|Muppet Vision 3D|
|Disney's Hollywood Studios|
|Land||Streets of America|
|Designer||Walt Disney Imagineering|
|Opening date||May 16, 1991|
|Disney California Adventure|
|Designer||Walt Disney Imagineering|
|Attraction type||3D Show|
|Opening date||February 8, 2001|
The show is a 3-D film featuring Jim Henson's Muppets from The Muppet Show, produced by ITV. Due to the use of audio-animatronics, a live full-bodied Muppet, and other similar effects, the show is sometimes referred to as Jim Henson's Muppet*Vision 4-D. It was directed by Henson and written by Bill Prady.
Before being seated in the theater where the film is shown, the queue winds through "Muppet Labs," home of Dr. Bunsen Honeydew and his assistant Beaker. The audience passes several office doors featuring outlandish job descriptions then they see half a motorbike sticking out of the wall with a hole in the shape of Gonzo, then enters a large room filled with Muppet "props" and boxes with silly labels. Muppets greet the visitors from television screens suspended from the ceiling, interacting with one another at times. The audience is repeatedly reminded to take a pair of 3D glasses from several containers around the room before entering the theater, which is modeled after the theater depicted on The Muppet Show. Along with Captain EO, Muppet*Vision 3D is the only Disney theme park 3D film attraction currently playing which actually calls their glasses "3D Glasses"; It's Tough To Be A Bug! calls them "Bug Eyes," Honey, I Shrunk the Audience refers to them as "Safety Goggles" and Mickey's PhilharMagic calls them "Opera Glasses."
At Disney's Hollywood Studios, there is a sign to the right that says "key under mat." If you lift up the mat, there is an actual key screwed into the ground. The key may also be found at Disney's California Adventure, but it is on the left-hand side of the preshow hallway.
Also at the Disney's Hollywood Studios, if you happen to look up to your left-hand side in the large pre-show room filled with Muppet "props," you will encounter what appears to be "a net full of jello." This was actually meant as a play on words reference to former Disney Mouseketeer Annette Funicello.
At Disney's California Adventure, the queue is different only in that it features a cast member at the turnstile handing out the glasses individually and the "hallway" scene from the Disney's Hollywood Studios queue is replaced with a "courtyard" filled with various props. In Spring of 2008, the queue was replaced with an eating area for the Award Weiners restaurant in order to prepare for the major construction project. The original "Disaster Effects" storage area still remains, but many of the spoof movie posters were removed. Many of the original props from the queue were moved to the post-show area outside the exit doors.
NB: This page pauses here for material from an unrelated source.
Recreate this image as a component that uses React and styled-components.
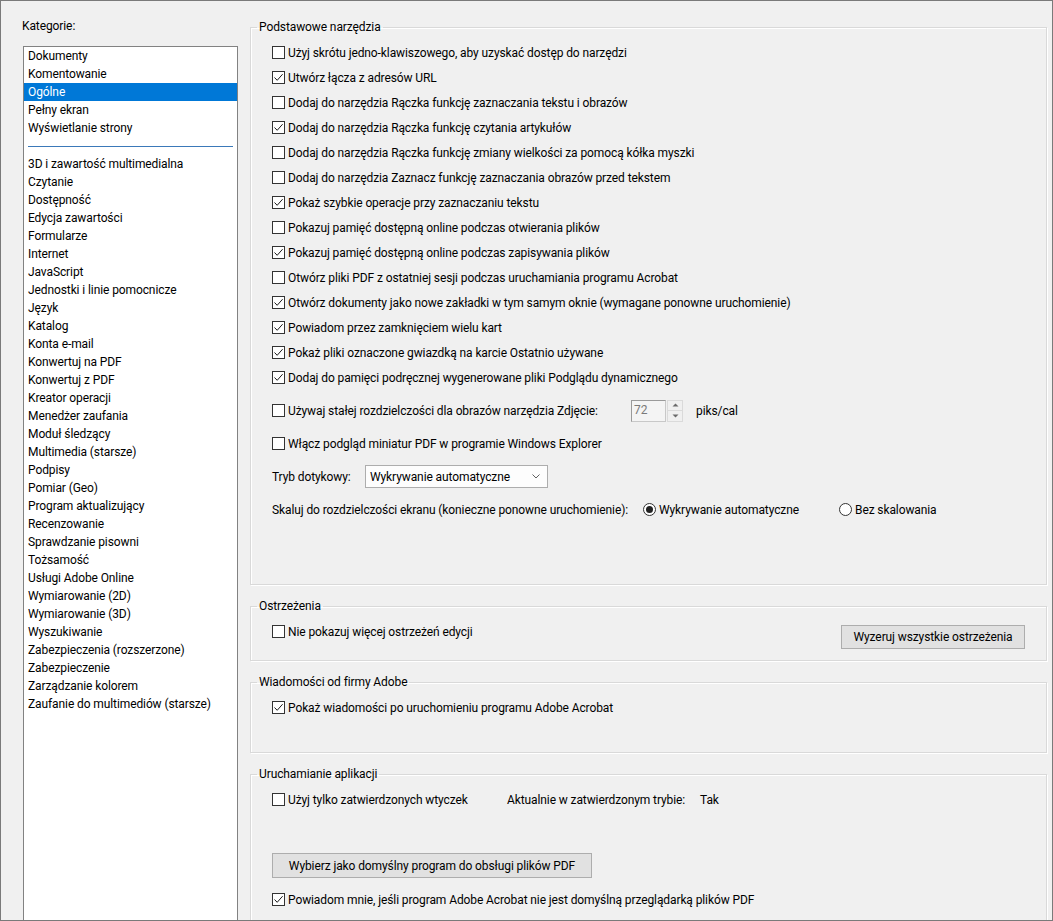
import React from 'react'
import styled, { createGlobalStyle } from 'styled-components'

const Global = createGlobalStyle`
    html, body {
        margin: 0;
        padding: 0;
        background: #f0f0f0;
    }
`

const Frame = styled.div`
    width: 1053px;
    height: 921px;
    box-sizing: border-box;
    border: 1px solid #7a7a7a;
    background: #f0f0f0;
    display: flex;
    overflow: hidden;
    font-family: "Segoe UI", Roboto, "Noto Sans", sans-serif;
    font-size: 12px;
    letter-spacing: -0.1px;
    color: #000;
`, LeftCol = styled.div`
    width: 249px;
    flex-shrink: 0;
    box-sizing: border-box;
    padding: 17px 0 0 22px;
    display: flex;
    flex-direction: column;
`, Caption = styled.div`
    line-height: 16px;
    margin-left: -1px;
    margin-bottom: 12px;
`, ListBox = styled.div`
    width: 215px;
    flex: 1;
    box-sizing: border-box;
    border: 1px solid #828282;
    border-bottom: none;
    background: #fff;
`, ListItem = styled.div`
    height: 18px;
    line-height: 18px;
    padding-left: 4px;
    white-space: nowrap;
    background: ${props => props.selected ? '#0078d7' : 'transparent'};
    color: ${props => props.selected ? '#fff' : '#000'};
`, ListSeparator = styled.div`
    height: 18px;
    display: flex;
    align-items: center;
    padding: 0 4px;
    &::after {
        content: '';
        flex: 1;
        height: 1px;
        background: #3b79b9;
    }
`, RightCol = styled.div`
    flex: 1;
    padding: 18px 5px 0 0;
    display: flex;
    flex-direction: column;
    gap: 13px;
`, Group = styled.fieldset`
    margin: 0;
    padding: 0;
    min-width: 0;
    border: 1px solid #d9d9d9;
    box-shadow: inset 1px 1px 0 #fff, 1px 1px 0 #fff;
    flex-shrink: 0;
`, Legend = styled.legend`
    margin-left: 6px;
    padding: 0 2px;
    line-height: 16px;
`, GroupBody = styled.div`
    padding: 5px 21px ${props => props.bottom}px 21px;
    display: flex;
    flex-direction: column;
`, Row = styled.div`
    height: 25px;
    display: flex;
    align-items: center;
    white-space: nowrap;
    margin-top: ${props => props.gap || 0}px;
`, Check = styled.label`
    display: flex;
    align-items: center;
    gap: 3px;
    height: 25px;
    white-space: nowrap;
    width: ${props => props.width ? props.width + 'px' : 'auto'};
    flex-shrink: 0;
`, Box = styled.span`
    width: 13px;
    height: 13px;
    box-sizing: border-box;
    border: 1px solid #333;
    background: #fff;
    display: flex;
    align-items: center;
    justify-content: center;
    flex-shrink: 0;
`, Radio = styled.span`
    width: 13px;
    height: 13px;
    box-sizing: border-box;
    border: 1px solid #333;
    border-radius: 50%;
    background: #fff;
    display: flex;
    align-items: center;
    justify-content: center;
    flex-shrink: 0;
    &::after {
        content: '';
        display: ${props => props.checked ? 'block' : 'none'};
        width: 7px;
        height: 7px;
        border-radius: 50%;
        background: #222;
    }
`, Label = styled.span`
    width: ${props => props.width ? props.width + 'px' : 'auto'};
    flex-shrink: 0;
`, Spinner = styled.div`
    display: flex;
    align-items: stretch;
    height: 22px;
    gap: 1px;
    margin-right: 13px;
`, SpinInput = styled.div`
    width: 35px;
    box-sizing: border-box;
    border: 1px solid #c8c8c8;
    border-top-color: #9a9a9a;
    border-left-color: #9a9a9a;
    color: #7a7a7a;
    padding-left: 2px;
    line-height: 18px;
    background: #f4f4f4;
`, SpinButtons = styled.div`
    width: 16px;
    box-sizing: border-box;
    border: 1px solid #dadada;
    display: flex;
    flex-direction: column;
`, SpinHalf = styled.div`
    flex: 1;
    display: flex;
    align-items: center;
    justify-content: center;
    & + & {
        border-top: 1px solid #dadada;
    }
`, Select = styled.div`
    width: 183px;
    height: 23px;
    box-sizing: border-box;
    border: 1px solid #adadad;
    background: #fdfdfd;
    display: flex;
    align-items: center;
    justify-content: space-between;
    padding: 0 7px 0 4px;
`, RadioOption = styled.label`
    display: flex;
    align-items: center;
    gap: 3px;
    width: ${props => props.width ? props.width + 'px' : 'auto'};
    flex-shrink: 0;
`, Button = styled.button`
    font: inherit;
    letter-spacing: inherit;
    color: #000;
    height: ${props => props.h}px;
    width: ${props => props.w}px;
    margin-top: ${props => props.top || 0}px;
    box-sizing: border-box;
    border: 1px solid #adadad;
    background: #e1e1e1;
    padding: 0;
    flex-shrink: 0;
`, SplitRow = styled.div`
    display: flex;
    justify-content: space-between;
    align-items: flex-start;
`

const categoriesTop = ['Dokumenty', 'Komentowanie', 'Ogólne', 'Pełny ekran', 'Wyświetlanie strony']
const categories = [
    '3D i zawartość multimedialna', 'Czytanie', 'Dostępność', 'Edycja zawartości', 'Formularze',
    'Internet', 'JavaScript', 'Jednostki i linie pomocnicze', 'Język', 'Katalog', 'Konta e-mail',
    'Konwertuj na PDF', 'Konwertuj z PDF', 'Kreator operacji', 'Menedżer zaufania', 'Moduł śledzący',
    'Multimedia (starsze)', 'Podpisy', 'Pomiar (Geo)', 'Program aktualizujący', 'Recenzowanie',
    'Sprawdzanie pisowni', 'Tożsamość', 'Usługi Adobe Online', 'Wymiarowanie (2D)',
    'Wymiarowanie (3D)', 'Wyszukiwanie', 'Zabezpieczenia (rozszerzone)', 'Zabezpieczenie',
    'Zarządzanie kolorem', 'Zaufanie do multimediów (starsze)'
]

const basicTools = [
    ['Użyj skrótu jedno-klawiszowego, aby uzyskać dostęp do narzędzi', false],
    ['Utwórz łącza z adresów URL', true],
    ['Dodaj do narzędzia Rączka funkcję zaznaczania tekstu i obrazów', false],
    ['Dodaj do narzędzia Rączka funkcję czytania artykułów', true],
    ['Dodaj do narzędzia Rączka funkcję zmiany wielkości za pomocą kółka myszki', false],
    ['Dodaj do narzędzia Zaznacz funkcję zaznaczania obrazów przed tekstem', false],
    ['Pokaż szybkie operacje przy zaznaczaniu tekstu', true],
    ['Pokazuj pamięć dostępną online podczas otwierania plików', false],
    ['Pokazuj pamięć dostępną online podczas zapisywania plików', true],
    ['Otwórz pliki PDF z ostatniej sesji podczas uruchamiania programu Acrobat', false],
    ['Otwórz dokumenty jako nowe zakładki w tym samym oknie (wymagane ponowne uruchomienie)', true],
    ['Powiadom przez zamknięciem wielu kart', true],
    ['Pokaż pliki oznaczone gwiazdką na karcie Ostatnio używane', true],
    ['Dodaj do pamięci podręcznej wygenerowane pliki Podglądu dynamicznego', true],
]

const CheckBox = ({ checked, children, width }) => (
    <Check width={width}>
        <Box>
            {checked &&
                <svg width="11" height="11" viewBox="0 0 11 11">
                    <path d="M1.5 5.5 L4.2 8.3 L9.6 2.2" fill="none" stroke="#1a1a1a" strokeWidth="1" />
                </svg>
            }
        </Box>
        <span>{children}</span>
    </Check>
)

const Arrow = ({ up }) => (
    <svg width="7" height="4" viewBox="0 0 7 4">
        <path d={up ? 'M0.5 3.5 L3.5 0.5 L6.5 3.5 Z' : 'M0.5 0.5 L3.5 3.5 L6.5 0.5 Z'} fill="#6a6a6a" />
    </svg>
)

export default function App() {
    return (
        <Frame>
            <Global />
            <LeftCol>
                <Caption>Kategorie:</Caption>
                <ListBox>
                    {categoriesTop.map(c => <ListItem key={c} selected={c === 'Ogólne'}>{c}</ListItem>)}
                    <ListSeparator />
                    {categories.map(c => <ListItem key={c}>{c}</ListItem>)}
                </ListBox>
            </LeftCol>
            <RightCol>
                <Group>
                    <Legend>Podstawowe narzędzia</Legend>
                    <GroupBody bottom={62}>
                        {basicTools.map(([text, checked]) => (
                            <Row key={text}><CheckBox checked={checked}>{text}</CheckBox></Row>
                        ))}
                        <Row gap={8}>
                            <CheckBox width={359}>Używaj stałej rozdzielczości dla obrazów narzędzia Zdjęcie:</CheckBox>
                            <Spinner>
                                <SpinInput>72</SpinInput>
                                <SpinButtons>
                                    <SpinHalf><Arrow up /></SpinHalf>
                                    <SpinHalf><Arrow /></SpinHalf>
                                </SpinButtons>
                            </Spinner>
                            <span>piks/cal</span>
                        </Row>
                        <Row gap={8}>
                            <CheckBox>Włącz podgląd miniatur PDF w programie Windows Explorer</CheckBox>
                        </Row>
                        <Row gap={8}>
                            <Label width={93}>Tryb dotykowy:</Label>
                            <Select>
                                <span>Wykrywanie automatyczne</span>
                                <svg width="8" height="5" viewBox="0 0 8 5">
                                    <path d="M0.5 0.5 L4 4 L7.5 0.5" fill="none" stroke="#606060" strokeWidth="1" />
                                </svg>
                            </Select>
                        </Row>
                        <Row gap={8}>
                            <Label width={371}>Skaluj do rozdzielczości ekranu (konieczne ponowne uruchomienie):</Label>
                            <RadioOption width={196}><Radio checked /><span>Wykrywanie automatyczne</span></RadioOption>
                            <RadioOption><Radio /><span>Bez skalowania</span></RadioOption>
                        </Row>
                    </GroupBody>
                </Group>
                <Group>
                    <Legend>Ostrzeżenia</Legend>
                    <GroupBody bottom={11}>
                        <SplitRow>
                            <Row><CheckBox>Nie pokazuj więcej ostrzeżeń edycji</CheckBox></Row>
                            <Button w={184} h={24} top={6}>Wyzeruj wszystkie ostrzeżenia</Button>
                        </SplitRow>
                    </GroupBody>
                </Group>
                <Group>
                    <Legend>Wiadomości od firmy Adobe</Legend>
                    <GroupBody bottom={32}>
                        <Row><CheckBox checked>Pokaż wiadomości po uruchomieniu programu Adobe Acrobat</CheckBox></Row>
                    </GroupBody>
                </Group>
                <Group>
                    <Legend>Uruchamianie aplikacji</Legend>
                    <GroupBody bottom={20}>
                        <Row>
                            <CheckBox width={235}>Użyj tylko zatwierdzonych wtyczek</CheckBox>
                            <Label width={193}>Aktualnie w zatwierdzonym trybie:</Label>
                            <span>Tak</span>
                        </Row>
                        <div>
                            <Button w={320} h={25} top={41}>Wybierz jako domyślny program do obsługi plików PDF</Button>
                        </div>
                        <Row gap={9}>
                            <CheckBox checked>Powiadom mnie, jeśli program Adobe Acrobat nie jest domyślną przeglądarką plików PDF</CheckBox>
                        </Row>
                    </GroupBody>
                </Group>
            </RightCol>
        </Frame>
    )
}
Muppet*Vision 3D introduces Waldo C. Graphic, the world's first computer-generated Muppet, who also appears in The Jim Henson Hour. Waldo is "created" by Dr. Honeydew and Beaker during a demonstration of three-dimensional imagery, but proves uncontrollable and wreaks havoc throughout the remainder of the film, especially when the ending patriotic number by Sam the Eagle is reduced to shambles.
Aside from the Muppets on-screen, there are also a number of in-theater Muppets, mostly animatronic, that interact with the show. Statler and Waldorf heckle from a balcony near the screen, an orchestra of penguins rises into sight to perform, and the the Swedish Chef "operates" the film projector from the booth above and behind the audience. Bean Bunny leaves the film at one point after being blamed for ruining several scenes (mainly Miss Piggy's), and Sweetums, who is a live full-bodied Muppet, comes out into the audience to search for him having already done so on screen. At one point in the show, there appear to be computerized bubbles blown, although, if the glasses are removed, there are real soap bubbles. At the end of the show, Swedish Chef tries to destroy the now out of control Waldo, who has destroyed the film and is all alone on a blank screen, by firing a gun at him. After missing several times (shooting holes in the screen and even the theater wall), the Swedish Chef resorts to using a large cannon. This "blows-up" the theater, leaving a (projected) hole in the main screen, as well as "revealing" some bricks and sheetrock throughout the main theater.